This topic is to discuss the following lesson:
Rene, you overviews are really good and easy to understand, on the above example there is no fa0/16 on switch A. Unless I’m not seeing right. Thanks
Thanks! I just fixed it, it should be Fa0/17.
Hi rene , have u got any lessons on RSTP ??
For sure, here they are:
Hi Rene, how do you configure PVSTP?
Could you give me an example?
PVST is the default on Cisco IOS switches. The example in this tutorial is PVST:
I only demonstrated VLAN 1 there but you can add VLAN 2 to it and take a look at it using the same commands, that’s a nice exercise
when switch B and switch A become root bridge the link between switch A and Switch C, blocked and also line between switch B and Switch C blocked. therefor the switch C there is not connection to the world. what happen to host connect to switch C?
Is this disconnection happen on trunk?
Are you talking about this image?
In this picture, Switch A FA0/17 is blocked for VLAN 20 and Switch C FA0/16 is blocked for VLAN 10.
When a host in VLAN 20 on Switch C wants to reach something connected to VLAN 20 in Switch A, we’ll have to go through Switch B.
What are the rules for Root Bridge election in PVST ? I mean going by STP rules in both cases Switch A should be selected as the Root Bridge. Can you explain that part as well.
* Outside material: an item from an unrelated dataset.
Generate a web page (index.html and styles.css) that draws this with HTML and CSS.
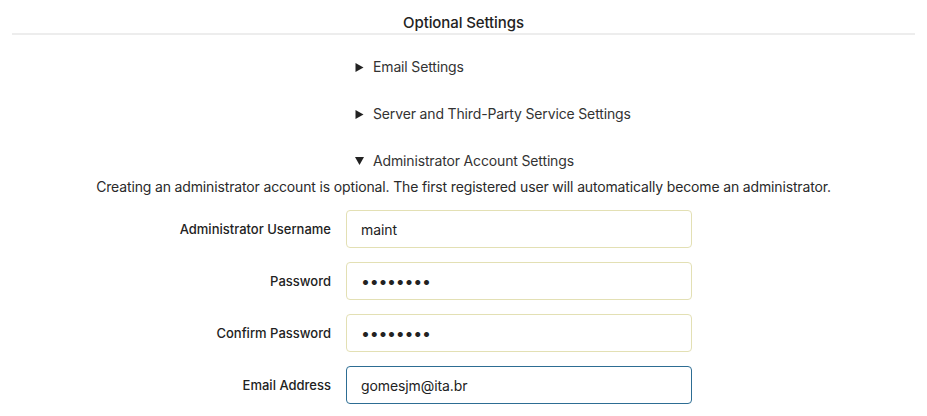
FILE: index.html
```html
<!DOCTYPE html>
<html lang="en">
<head>
<meta charset="utf-8">
<title>Optional Settings</title>
<link rel="stylesheet" href="styles.css">
</head>
<body>
<div class="page">
  <h4 class="dividing-header">Optional Settings</h4>
  <div class="sections">
    <div class="summary">
      <svg class="marker" width="8" height="9" viewBox="0 0 8 9"><path d="M0 0 L8 4.5 L0 9 Z" fill="#222"/></svg>
      <span>Email Settings</span>
    </div>
    <div class="summary">
      <svg class="marker" width="8" height="9" viewBox="0 0 8 9"><path d="M0 0 L8 4.5 L0 9 Z" fill="#222"/></svg>
      <span>Server and Third-Party Service Settings</span>
    </div>
    <div class="summary">
      <svg class="marker" width="9" height="8" viewBox="0 0 9 8"><path d="M0 0 L9 0 L4.5 8 Z" fill="#222"/></svg>
      <span>Administrator Account Settings</span>
    </div>
  </div>
  <p class="help">Creating an administrator account is optional. The first registered user will automatically become an administrator.</p>
  <form class="form">
    <div class="field">
      <label for="admin_name">Administrator Username</label>
      <input id="admin_name" class="input autofill" type="text" value="maint">
    </div>
    <div class="field">
      <label for="admin_passwd">Password</label>
      <input id="admin_passwd" class="input autofill pw" type="password" value="12345678">
    </div>
    <div class="field">
      <label for="admin_confirm">Confirm Password</label>
      <input id="admin_confirm" class="input autofill pw" type="password" value="12345678">
    </div>
    <div class="field">
      <label for="admin_email">Email Address</label>
      <input id="admin_email" class="input focused" type="email" value="gomesjm@ita.br">
    </div>
  </form>
</div>
</body>
</html>
```

FILE: styles.css
```css
* { box-sizing: border-box; }
body {
  margin: 0;
  background: #fff;
  color: #2a2a2a;
  font-family: Inter, "Noto Sans", "Liberation Sans", sans-serif;
  font-size: 14px;
  letter-spacing: -0.15px;
}
.page {
  padding: 0 12px;
}
.dividing-header {
  margin: 0;
  padding: 13px 0 0;
  line-height: 20px;
  font-size: 15px;
  font-weight: 500;
  letter-spacing: -0.1px;
  text-align: center;
  color: #222;
  border-bottom: 2px solid #ededed;
}
.sections {
  margin-top: 22px;
  display: flex;
  flex-direction: column;
  gap: 27px;
}
.summary {
  display: flex;
  align-items: center;
  padding-left: 343px;
  line-height: 20px;
  color: #333;
}
.marker {
  width: 9px;
  margin-right: 9px;
}
.help {
  margin: 6px 0 0;
  line-height: 20px;
  text-align: center;
  color: #2a2a2a;
}
.form {
  margin-top: 13px;
  display: flex;
  flex-direction: column;
  gap: 14px;
}
.field {
  display: flex;
  align-items: center;
}
.field label {
  width: 319px;
  text-align: right;
  font-size: 13px;
  font-weight: 500;
  letter-spacing: 0;
  color: #222;
  margin-right: 15px;
}
.input {
  width: 346px;
  height: 38px;
  padding: 0 14px;
  border-radius: 4px;
  font-family: inherit;
  font-size: 14px;
  letter-spacing: -0.1px;
  color: #222;
  background: #fff;
  outline: none;
}
.autofill {
  border: 1px solid #e3e0b4;
}
.focused {
  border: 1px solid #2d6d93;
}
.pw {
  font-size: 16px;
  letter-spacing: -0.3px;
}
```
The switch with the best bridge ID becomes the root bridge. The bridge ID consists of the priority (default value 32768) and the MAC address.
With the default settings, it’s up to the MAC address to determine which switch will become root bridge. This applies to all VLANs.
I also wanted to add that in pvst+ you can change the bridge priority value by entering the command
spanning-tree vlan [id] root [ primary | secondary ] in global configuration mode.
This way controlling the election process
About timers ,the stp 802.1d, pvst and pvst+ do they use the same semantic? Things change for rstp rpvst+
Original Spanning Tree, PVST and PVST+ all use the same timers, adhere to the same standard (802.1 D), and all use the same BPDU packet version (zero). You are correct, that things change for RSTP and R-PVST+ (those use 802.1w, and BPDU packet version 2).
In case you were curious as to the difference between PVST and PVST+ … PVST is older and requires the Cisco proprietary ISL trunking mode to function, while PVST+ can function on 802.1Q trunks.
Hello Rene, the answer you provided to Siavash on October 29th, 2015 I still think is not correct. You stated “Switch C fa0/16 is blocked for vlan20 and if a host wants to get to something on vlan20 in switch A, it will need to go through switch B.” That is not correct because fa0/16 on switch C is blocked, so to get to vlan20on switch A it will use the direct link fa0/14 to switch A. Also, if host in vlan20 on switchC needs to communicate to vlan 20 in switch B, it will need to communicate through switch A, because port fa0/16 on switch C is blocked for vlan 20.
Please let me know if this is correct or if I am missing something.
I see I had an error in my reply, just fixed it. Just in case let’s post the picture again here:
- The red cross means the port is blocked for VLAN 10.
- The green cross means the port is blocked for VLAN 20.
So VLAN 10 is blocked on the Fa0/16 interface of SwitchC and VLAN 20 is blocked on Fa0/17 on SwitchA.
When we want to go from SwitchC to SwitchA in VLAN20, we’ll have to go from C > B > A.
I should have used a green A (alternate port) in this picture to show the blocked port for VLAN 20 on SwitchA fa0/17 :).
You are exactly right! With PVST, for say 50 VLANs, we are talking 50 different instances of STP running, each with its own root bridge, each sending out BPDUs–ridiculous! If you think about it, there is usually very few different STP topologies that an Enterprise might want to run to optimize their networks (usually about 3). So why in the world would you want 50 different possibilities with PVST? This is exactly why MST came about–group together all the VLANs that should share the same STP topology and save the resources.
The red cross means the port is blocked for VLAN 10, why do we need it blocked, as my understanding, there is no vlan 10 on SW3, so it was never be a loop.
is the block necessary for vlan10?
I believe that the first example where VLAN 10 exists only on SW1 and SW2 was used by Rene to indicate that Common STP would not be suitable for such a topology. He explains this in the video as well. When he begins the example of PVST, I believe he is indicating that VLANs 10 and 20 are configured on all three switches. This is also mentioned in the second video. However you are correct in that it hasn’t been made completely clear. I will ask Rene to take a look and make it clearer in the lab.
Thanks Hoan for your comments!
I hope this has been helpful!
Hi Laz & Hoan,
The first picture was only used to explain that the logical topology can be different from the physical topology, which is why we use PVST.
I understand this can be confusing so I added some extra text to explain that in the other examples, we use VLAN 10 + 20 on all three switches.